We are told that everyone on the internet has the attention span of a gnat. You have to write short copy and get to the point immediately or people will leave.
This is not true.
What is going on here, and why do we have this misconception?
How do we know it is false?
Website spy on you.
Not in a freaky “we’re watching you through a camera” CIA way. But they are watching.
They use session recordings. Services like Hotjar, CrazyEgg and Inspectlet track what visitors do. Every click, every scroll, every interaction with the page is sent back to their servers so that the website owner can watch it later.
Everyone is doing this. Well, not everyone. I am not doing it on this blog, for example. But for big companies, e-commerce websites or anyone with an analytics team, they probably have it installed.
This should not freak you out. It is all anonymous: you haven’t told them who you are. The session recording they watch could be anyone.
Unless you are on Facebook. Then they know exactly who you are. Every time you hover over that pro-Trump article or dietary video ad, for example, Facebook makes a record of it. But then, you’ve already told them all of your secrets and uploaded all of those private photos…

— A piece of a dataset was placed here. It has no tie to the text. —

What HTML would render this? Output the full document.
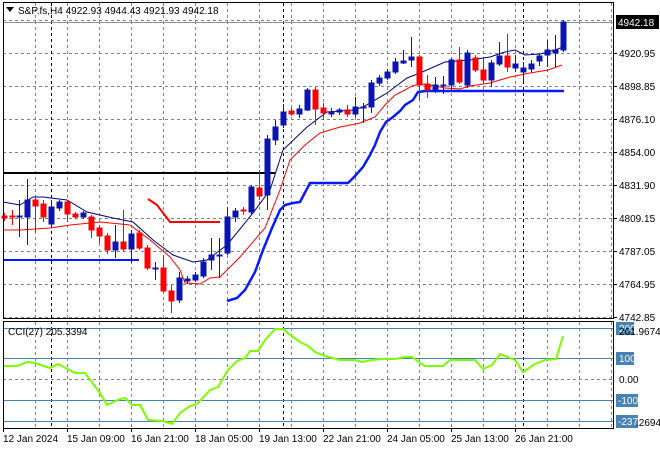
<!DOCTYPE html>
<html><head><meta charset="utf-8"><style>
html,body{margin:0;padding:0;background:#fff;width:660px;height:450px;overflow:hidden}
svg{display:block}
text{font-family:"Liberation Sans",sans-serif;font-size:10px;fill:#000}
</style></head><body>
<svg width="660" height="450" viewBox="0 0 660 450" xmlns="http://www.w3.org/2000/svg">
<rect width="660" height="450" fill="#fff"/>
<g stroke="#7a8290" stroke-width="1" stroke-dasharray="3,3" fill="none">
<path d="M3 20.5H613M3 53.5H613M3 86.5H613M3 119.5H613M3 152.5H613M3 185.5H613M3 218.5H613M3 251.5H613M3 284.5H613M3 317.5H613"/>
<path d="M35.5 3V318M67.5 3V318M99.5 3V318M131.5 3V318M163.5 3V318M195.5 3V318M227.5 3V318M259.5 3V318M291.5 3V318M323.5 3V318M355.5 3V318M387.5 3V318M419.5 3V318M451.5 3V318M483.5 3V318M515.5 3V318M547.5 3V318M579.5 3V318M611.5 3V318"/>
<path d="M35.5 322V428M67.5 322V428M99.5 322V428M131.5 322V428M163.5 322V428M195.5 322V428M227.5 322V428M259.5 322V428M291.5 322V428M323.5 322V428M355.5 322V428M387.5 322V428M419.5 322V428M451.5 322V428M483.5 322V428M515.5 322V428M547.5 322V428M579.5 322V428M611.5 322V428"/>
<path d="M3 379.5H613"/>
</g>
<g stroke="#000" stroke-width="1" stroke-dasharray="3,3">
<path d="M51.5 3V428M283.5 3V428M523.5 3V428"/>
</g>
<line x1="3" y1="22.5" x2="613" y2="22.5" stroke="#8a929a"/>
<g stroke="#4682b4" stroke-width="1">
<path d="M3 328.5H613M3 358.5H613M3 400.5H613M3 421.5H613"/>
</g>
<path d="M3 173H275" stroke="#000" stroke-width="2"/>
<path d="M3 260H139" stroke="#0a1aff" stroke-width="2"/>
<path d="M148 199L157 205L170 222L220 222" stroke="#ff0000" stroke-width="2" fill="none"/>
<polyline fill="none" stroke="#000080" stroke-width="1" points="3,202 20,205 33,197 43,197 67,200 87,212 113,218 133,222 153,240 173,255 193,262 207,260 227,245 253,213 270,190 283,150 307,127 327,112 353,110 363,107 387,93 407,78 420,73 445,62 470,60 490,57 505,52 515,50 525,55 540,54 555,50 563,47"/>
<polyline fill="none" stroke="#ff0000" stroke-width="1" points="3,230 20,230 50,228 70,225 100,222 130,225 150,240 170,257 180,270 185,283 200,284 210,278 220,277 240,257 265,228 280,190 290,160 305,145 320,133 340,127 360,123 375,117 385,105 395,95 405,90 412,86 420,84 430,85 445,88 460,89 470,86 490,83 510,77 530,73 548,70 562,65"/>
<polyline fill="none" stroke="#0a1aff" stroke-width="2.5" points="227,301 237,298 245,290 255,272 263,250 272,228 280,210 285,205 293,203 300,202 310,183 348,183 355,176 363,167 370,155 375,145 380,132 386,122 393,117 400,111 405,105 413,100 418,92 425,91 430,90"/>
<path d="M425 91H564" stroke="#0a1aff" stroke-width="2.5"/>
<g stroke-width="1">
<g stroke="#ff0000" fill="#ff0000">
<path d="M4.5 213V221M12.5 210V225M35.5 195V232M43.5 200V222M67.5 200V222M75.5 212V219M91.5 215V238M99.5 225V243M107.5 233V254M123.5 210V252M139.5 230V250M147.5 245V270M163.5 255V293M171.5 285V313M243.5 207V215M259.5 170V200M291.5 108V116M315.5 87V125M323.5 103V120M347.5 105V117M419.5 55V100M427.5 75V98M459.5 47V84M475.5 55V72M483.5 58V83M507.5 34V72"/>
<rect x="2" y="216" width="5" height="2"/><rect x="10" y="216" width="5" height="1"/>
<rect x="33" y="200" width="5" height="6"/><rect x="41" y="204" width="5" height="13"/>
<rect x="65" y="202" width="5" height="12"/><rect x="73" y="214" width="5" height="3"/>
<rect x="89" y="217" width="5" height="13"/><rect x="97" y="228" width="5" height="8"/>
<rect x="105" y="236" width="5" height="14"/><rect x="121" y="242" width="5" height="7"/>
<rect x="137" y="233" width="5" height="15"/><rect x="145" y="248" width="5" height="20"/>
<rect x="161" y="268" width="5" height="23"/><rect x="169" y="291" width="5" height="10"/>
<rect x="241" y="210" width="5" height="1"/><rect x="257" y="188" width="5" height="8"/>
<rect x="289" y="111" width="5" height="3"/><rect x="313" y="90" width="5" height="19"/>
<rect x="321" y="108" width="5" height="5"/><rect x="345" y="110" width="5" height="4"/>
<rect x="417" y="57" width="5" height="28"/><rect x="425" y="84" width="5" height="6"/>
<rect x="457" y="60" width="5" height="22"/><rect x="473" y="58" width="5" height="12"/>
<rect x="481" y="70" width="5" height="10"/><rect x="505" y="56" width="5" height="11"/>
</g>
<g stroke="#0a14b4" fill="#0a14b4">
<path d="M19.5 200V237M27.5 179V245M51.5 200V226M59.5 200V211M83.5 211V219M115.5 225V258M131.5 230V263M155.5 262V280M179.5 272V303M187.5 276V284M195.5 272V282M203.5 258V278M211.5 238V270M219.5 238V278M227.5 207V255M235.5 208V222M251.5 185V214M267.5 135V210M275.5 120V145M283.5 104V128M299.5 105V118M307.5 88V111M331.5 108V117M339.5 108V115M355.5 97V117M363.5 103V123M371.5 80V113M379.5 75V86M387.5 69V80M395.5 58V74M403.5 50V64M411.5 37V67M435.5 77V93M443.5 76V94M451.5 58V90M467.5 50V88M491.5 60V87M499.5 42V66M515.5 55V72M523.5 62V82M531.5 60V72M539.5 54V66M547.5 40V67M555.5 35V67M563.5 20V52"/>
<rect x="17" y="216" width="5" height="1"/><rect x="25" y="200" width="5" height="17"/>
<rect x="49" y="207" width="5" height="17"/><rect x="57" y="202" width="5" height="6"/>
<rect x="81" y="213" width="5" height="4"/><rect x="113" y="242" width="5" height="8"/>
<rect x="129" y="234" width="5" height="15"/><rect x="153" y="268" width="5" height="1"/>
<rect x="177" y="278" width="5" height="22"/><rect x="185" y="279" width="5" height="2"/>
<rect x="193" y="275" width="5" height="5"/><rect x="201" y="262" width="5" height="14"/>
<rect x="209" y="255" width="5" height="5"/><rect x="217" y="255" width="5" height="1"/>
<rect x="225" y="217" width="5" height="36"/><rect x="233" y="211" width="5" height="6"/>
<rect x="249" y="187" width="5" height="25"/><rect x="265" y="139" width="5" height="56"/>
<rect x="273" y="127" width="5" height="13"/><rect x="281" y="112" width="5" height="13"/>
<rect x="297" y="109" width="5" height="5"/><rect x="305" y="90" width="5" height="20"/>
<rect x="329" y="112" width="5" height="2"/><rect x="337" y="110" width="5" height="2"/>
<rect x="353" y="107" width="5" height="7"/><rect x="361" y="107" width="5" height="1"/>
<rect x="369" y="83" width="5" height="24"/><rect x="377" y="78" width="5" height="5"/>
<rect x="385" y="72" width="5" height="6"/><rect x="393" y="62" width="5" height="10"/>
<rect x="401" y="61" width="5" height="2"/><rect x="409" y="57" width="5" height="3"/>
<rect x="433" y="85" width="5" height="5"/><rect x="441" y="85" width="5" height="1"/>
<rect x="449" y="60" width="5" height="25"/><rect x="465" y="53" width="5" height="32"/>
<rect x="489" y="63" width="5" height="17"/><rect x="497" y="56" width="5" height="8"/>
<rect x="513" y="64" width="5" height="4"/><rect x="521" y="68" width="5" height="4"/>
<rect x="529" y="64" width="5" height="5"/><rect x="537" y="56" width="5" height="5"/>
<rect x="545" y="50" width="5" height="5"/><rect x="553" y="50" width="5" height="3"/>
<rect x="561" y="22" width="5" height="28"/>
</g>
</g>
<polyline fill="none" stroke="#7cfc00" stroke-width="2" points="3,366 17,366 27,362 35,363 50,368 58,364 75,373 85,373 100,393 107,405 120,399 125,398 132,405 140,405 148,420 163,421 172,424 180,413 190,406 197,404 210,390 218,387 228,370 237,361 245,358 250,351 258,351 265,340 275,329 283,329 290,335 300,342 308,346 315,352 325,356 340,360 355,360 362,362 372,360 380,359 395,359 405,357 412,357 420,363 425,366 443,366 450,360 475,360 483,369 492,365 500,354 515,360 523,372 535,364 545,360 556,359 563,336"/>
<rect x="3.5" y="2.5" width="610" height="316" fill="none" stroke="#000"/>
<rect x="3.5" y="321.5" width="610" height="107" fill="none" stroke="#000"/>
<path d="M6 7H14L10 12Z" fill="#000"/>
<text x="18" y="14">S&amp;P.fs,H4  4922.93 4944.43 4921.93 4942.18</text>
<text x="8" y="335">CCI(27) 205.3394</text>
<g>
<path d="M613 53.5H617M613 86.5H617M613 119.5H617M613 152.5H617M613 185.5H617M613 218.5H617M613 251.5H617M613 284.5H617M613 317.5H617" stroke="#000"/>
<text x="619" y="57">4920.95</text><text x="619" y="90">4898.85</text>
<text x="619" y="123">4876.10</text><text x="619" y="156">4854.00</text>
<text x="619" y="189">4831.90</text><text x="619" y="222">4809.15</text>
<text x="619" y="255">4787.05</text><text x="619" y="288">4764.95</text>
<text x="619" y="321">4742.85</text>
<rect x="616" y="15" width="43" height="14" fill="#000"/>
<text x="618" y="26" style="fill:#fff">4942.18</text>
<rect x="616" y="322" width="18" height="13" fill="#4682b4"/>
<text x="619" y="332" style="fill:#fff">200</text>
<text x="619" y="335">261.9674</text>
<rect x="616" y="352" width="18" height="13" fill="#4682b4"/>
<text x="619" y="362" style="fill:#fff">100</text>
<text x="619" y="383">0.00</text>
<rect x="616" y="394" width="22" height="13" fill="#4682b4"/>
<text x="618" y="404" style="fill:#fff">-100</text>
<rect x="616" y="415" width="22" height="13" fill="#4682b4"/>
<text x="618" y="425" style="fill:#fff">-237</text>
<text x="636" y="426">.2694</text>
</g>
<path d="M3.5 428V432M67.5 428V432M131.5 428V432M195.5 428V432M259.5 428V432M323.5 428V432M387.5 428V432M451.5 428V432M515.5 428V432" stroke="#000"/>
<text x="3" y="442">12 Jan 2024</text>
<text x="67" y="442">15 Jan 09:00</text>
<text x="131" y="442">16 Jan 21:00</text>
<text x="195" y="442">18 Jan 05:00</text>
<text x="259" y="442">19 Jan 13:00</text>
<text x="323" y="442">22 Jan 21:00</text>
<text x="387" y="442">24 Jan 05:00</text>
<text x="451" y="442">25 Jan 13:00</text>
<text x="515" y="442">26 Jan 21:00</text>
</svg>
</body></html>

Anyway, I do have the software on Worfolk Anxiety. Specifically, I use it to see what people do on my landing pages. When I pay for an advert, I want to see how effective it is.
What do people do? Find out below…
What does turn people off?
First, let’s look at what _does_ turn people off.
It is true that people do get bored easily online. It is not necessarily because we have a reduced attention span. But there is a lot of competition.
Back in the day, you bought a newspaper and took it home. If you got bored, you would probably keep reading anyway. The alternative was to put your shoes back in, walk back to the corner shop and buy another newspaper.
Not so with the online world. If you are bored of that Guardian article, the Telegraph is two clicks away. Or dog videos. Lots and lots of dog videos.
With all this competition, people have upped their game. They make content easier to read. They use short sentences. Regular sub-heads. They get right to the point and keep the content interesting.
All of these things should be done in any piece of writing. But with the online world being so cut-throat, online writers have been forced to do it much faster.
So what do people do?
When you do get down to practising all of these good writing habits, people read your content.
The sales letter for our free 30-day anxiety challenge is over 1,000 words long. That is longer than 95% of the blog posts I write. It is two pages of A4. But people read it.
There are two types of visitors that hit that landing page. The first reads the headline and then leaves immediately. The second slowly scrolls down the page reading everything.
And almost nothing in between. Once people start reading, they read it all.
The pros get much better results
I have spent a lot of time working on my writing. But, not being a naturally gifted one, I still have a LONG way to go. I am not under any illusion that it is otherwise.
So I highly doubt my content is some magical exception to the rule because of how good it is. People just have longer attention spans than we think.
Better writers know this. And use it.
Sean D’Souza’s sales page for his article writing course is over 7,000 words, for example. Someone was telling me about a Ramit Sethi sales letter that was 47 pages long: and didn’t even have a call-to-action until 75% of the way through.
Conclusion
Whether you are blog posts, articles or sales copy, one thing is clear: people will read well-written stuff. If they are interested in the subject matter, they are willing to invest the time in consuming it.
If you are losing readers, then it is not internet attention spans that are at fault: it is your writing. Make it more readable, and you will hold people’s attention to the end.